Look through the lines below and extract any with the word "this".

> [Dataset section]
==============================

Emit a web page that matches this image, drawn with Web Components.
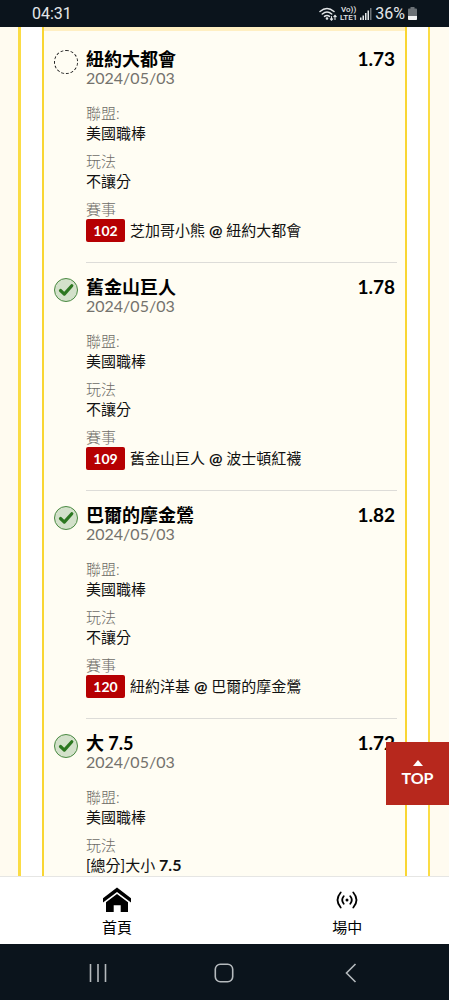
<!DOCTYPE html>
<html lang="zh-Hant">
<head>
<meta charset="utf-8">
<meta name="viewport" content="width=device-width, initial-scale=1">
<title>投注單</title>
<style>
html, body { margin: 0; height: 100%; }
body { font-family: Lato, "Noto Sans CJK TC", sans-serif; color: #111; background: #fff; }
</style>
</head>
<body>
<bet-app></bet-app>
<script>
const define = (name, html, setup) => customElements.define(name, class extends HTMLElement {
  constructor() {
    super();
    this.attachShadow({ mode: "open" }).innerHTML = html;
  }
  connectedCallback() { if (setup) setup(this, this.shadowRoot); }
});

define("status-bar", `
<style>
:host { display: flex; justify-content: space-between; align-items: center; height: 27px; padding: 0 32px; background: #0b141c; color: #e4e7e9; font: 16px/27px Roboto, sans-serif; flex: none; }
.right { display: flex; align-items: center; gap: 3px; }
.lte { font: 500 8px/8px Roboto, sans-serif; text-align: center; }
.lte span { display: block; }
svg { display: block; }
</style>
<span>04:31</span>
<div class="right">
  <svg width="18" height="14" viewBox="0 0 18 14" fill="none" stroke="currentColor" stroke-width="1.5" stroke-linecap="round"><path d="M1 4.500Q8 -1.500 15 4.500M3.300 7Q8 3 12.700 7M5.500 9.400Q8 7.400 10.500 9.400"/><circle cx="8" cy="11.500" r=".6" fill="currentColor"/><path d="M12.500 9.500v3.500m-1.200-1.200l1.200 1.300 1.200-1.300M16 12.500v-4m-1.200 1.200L16 8.400l1.200 1.300" stroke-width="1.100"/></svg>
  <div class="lte"><span>Vo))</span><span>LTE1</span></div>
  <svg width="12" height="12" viewBox="0 0 12 12" fill="currentColor"><path d="M0 9.500h1.500V12H0zM2.500 7.500H4V12H2.500zM5 5h1.500v7H5zM7.500 2.500H9V12H7.500z"/><path d="M10 0h1.500v12H10z" opacity=".45"/></svg>
  <span>36%</span>
  <svg width="9" height="13" viewBox="0 0 9 13"><path d="M2.500 0h4v1.500H8q1 0 1 1V12q0 1-1 1H1q-1 0-1-1V2.500q0-1 1-1h1.500z" fill="#6b7176"/><path d="M0 9h9v3q0 1-1 1H1q-1 0-1-1z" fill="#f2f3f4"/></svg>
</div>`);

define("bet-field", `
<style>
:host { display: block; font-size: 15px; }
.label { color: #6d6b66; font-weight: 300; line-height: 19px; }
.value { color: #111; line-height: 20px; }
</style>
<div class="label"><slot name="label"></slot></div>
<div class="value"><slot></slot></div>`);

define("game-badge", `
<style>
:host { display: inline-block; box-sizing: border-box; width: 39px; margin-right: 5px; border-radius: 2px; background: #b60002; color: #fff; font-size: 14px; font-weight: 700; line-height: 23px; text-align: center; }
</style><slot></slot>`);

define("bet-pick", `
<style>
:host { display: grid; grid-template-columns: 24px 1fr; column-gap: 8px; }
input { appearance: none; box-sizing: border-box; width: 24px; height: 24px; margin: 15px 0 0; border: 1px dashed #222; border-radius: 50%; }
.mark { display: grid; align-content: start; }
.mark > * { grid-area: 1 / 1; }
input:checked { border: 1px solid #4a8a42; background: #d3e1ca; }
svg { display: none; margin-top: 15px; pointer-events: none; }
input:checked + svg { display: block; }
.body { display: flex; flex-direction: column; gap: 9px; padding: 14px 0 20px; border-bottom: 1px solid #dddcd8; }
.head { display: flex; justify-content: space-between; padding-right: 2px; margin-bottom: 8px; }
label { display: block; font-size: 18px; font-weight: 700; line-height: 20px; color: #000; }
.odds { font-size: 19px; font-weight: 700; line-height: 20px; color: #000; }
time { display: block; font-size: 16px; line-height: 18px; color: #74726d; }
</style>
<div class="mark">
  <input type="checkbox" id="pick">
  <svg width="24" height="24" viewBox="0 0 24 24" fill="none" stroke="#2c7720" stroke-width="3.200" stroke-linecap="round" stroke-linejoin="round"><path d="M6.500 12.500l3.800 3.600 7.500-8.300"/></svg>
</div>
<div class="body">
  <div class="head">
    <div><label for="pick"></label><time></time></div>
    <span class="odds"></span>
  </div>
  <slot></slot>
</div>`, (host, root) => {
  root.querySelector("input").checked = host.hasAttribute("checked");
  root.querySelector("label").textContent = host.getAttribute("name");
  root.querySelector("time").textContent = host.getAttribute("date");
  root.querySelector(".odds").textContent = host.getAttribute("odds");
});

define("bet-slip", `
<style>
:host { display: flex; flex: 1; min-height: 0; box-sizing: border-box; padding: 0 19px 0 18px; background: #fffbf0; }
.outer { display: flex; flex: 1; min-width: 0; padding: 0 21px; border: solid #fbdc45; border-width: 0 2px 0 3px; background: #fff; }
.inner { flex: 1; min-width: 0; border: solid #f9d633; border-width: 0 2px; background: #fffdf3; overflow: hidden; }
.list { border-top: 4px solid #ffefc2; padding: 4px 8px 0 10px; }
</style>
<div class="outer"><div class="inner"><div class="list"><slot></slot></div></div></div>`);

define("top-button", `
<style>
:host { position: absolute; right: 0; bottom: 71px; }
button { display: flex; flex-direction: column; align-items: center; justify-content: center; gap: 2px; width: 63px; height: 63px; padding: 0; border: 0; background: #b7281d; color: #fff; font: 700 16px/20px Lato, sans-serif; }
</style>
<button type="button"><svg width="10" height="6" viewBox="0 0 10 6"><path d="M5 0l5 6H0z" fill="#fff"/></svg><span>TOP</span></button>`);

define("tab-link", `
<style>
:host { display: block; }
a { display: flex; flex-direction: column; align-items: center; gap: 2px; padding-top: 9px; color: #000; text-decoration: none; font-size: 15px; line-height: 22px; }
.icon { display: grid; place-items: center; height: 28px; }
</style>
<a href="#"><span class="icon"><slot name="icon"></slot></span><span><slot></slot></span></a>`);

define("tab-bar", `
<style>
:host { display: grid; grid-template-columns: 51.5% 51.5%; flex: none; box-sizing: border-box; height: 68px; padding-left: 2px; overflow: hidden; border-top: 1px solid #e6e6e4; background: #fff; }
svg { display: block; }
</style>
<tab-link><svg slot="icon" width="28" height="26" viewBox="0 0 28 26"><path d="M0 11.200L14 .5l14 10.700v4.200L14 4.900 0 15.400z"/><path d="M14 7l11 8.300V25h-7.300v-6.800h-7V25H3v-9.700z"/></svg>首頁</tab-link>
<tab-link><svg slot="icon" width="22" height="18" viewBox="0 0 22 18" fill="none" stroke="#000" stroke-width="1.800" stroke-linecap="round"><circle cx="11" cy="9" r="1.500" fill="#000" stroke="none"/><path d="M7.700 5.200Q4.700 9 7.700 12.800M14.300 5.200Q17.300 9 14.300 12.800M4.700 1.500Q-1.700 9 4.700 16.500M17.300 1.500Q23.700 9 17.300 16.500"/></svg>場中</tab-link>`);

define("system-nav", `
<style>
:host { display: flex; flex: none; height: 56px; padding: 0 35px; background: #0b141c; }
button { flex: 1; display: grid; place-items: center; padding: 2px 0 0; border: 0; background: none; color: #b5babd; }
</style>
<button type="button" aria-label="最近"><svg width="18" height="18" viewBox="0 0 18 18" fill="none" stroke="currentColor" stroke-width="1.600"><path d="M1.500 0v18M9 0v18M16.500 0v18"/></svg></button>
<button type="button" aria-label="主畫面"><svg width="20" height="20" viewBox="0 0 20 20" fill="none" stroke="currentColor" stroke-width="1.600"><rect x="1.300" y="1.300" width="17.400" height="17.400" rx="5"/></svg></button>
<button type="button" aria-label="返回"><svg width="12" height="20" viewBox="0 0 12 20" fill="none" stroke="currentColor" stroke-width="1.600"><path d="M10.500 1L1.500 10l9 9"/></svg></button>`);

define("bet-app", `
<style>
:host { display: flex; flex-direction: column; height: 100vh; overflow: hidden; }
main { position: relative; display: flex; flex: 1; min-height: 0; }
b { font-size: 16px; font-weight: 700; }
</style>
<status-bar></status-bar>
<main>
  <bet-slip>
    <bet-pick name="紐約大都會" date="2024/05/03" odds="1.73">
      <bet-field><span slot="label">聯盟:</span>美國職棒</bet-field>
      <bet-field><span slot="label">玩法</span>不讓分</bet-field>
      <bet-field><span slot="label">賽事</span><game-badge>102</game-badge>芝加哥小熊<b> @ </b>紐約大都會</bet-field>
    </bet-pick>
    <bet-pick checked name="舊金山巨人" date="2024/05/03" odds="1.78">
      <bet-field><span slot="label">聯盟:</span>美國職棒</bet-field>
      <bet-field><span slot="label">玩法</span>不讓分</bet-field>
      <bet-field><span slot="label">賽事</span><game-badge>109</game-badge>舊金山巨人<b> @ </b>波士頓紅襪</bet-field>
    </bet-pick>
    <bet-pick checked name="巴爾的摩金鶯" date="2024/05/03" odds="1.82">
      <bet-field><span slot="label">聯盟:</span>美國職棒</bet-field>
      <bet-field><span slot="label">玩法</span>不讓分</bet-field>
      <bet-field><span slot="label">賽事</span><game-badge>120</game-badge>紐約洋基<b> @ </b>巴爾的摩金鶯</bet-field>
    </bet-pick>
    <bet-pick checked name="大 7.5" date="2024/05/03" odds="1.72">
      <bet-field><span slot="label">聯盟:</span>美國職棒</bet-field>
      <bet-field><span slot="label">玩法</span>[總分]大小<b> 7.5</b></bet-field>
    </bet-pick>
  </bet-slip>
  <top-button></top-button>
</main>
<tab-bar></tab-bar>
<system-nav></system-nav>`);
</script>
</body>
</html>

==============================

> [Output below]
Emit a web page that matches this image, drawn with Web Components.
    this.attachShadow({ mode: "open" }).innerHTML = html;
  connectedCallback() { if (setup) setup(this, this.shadowRoot); }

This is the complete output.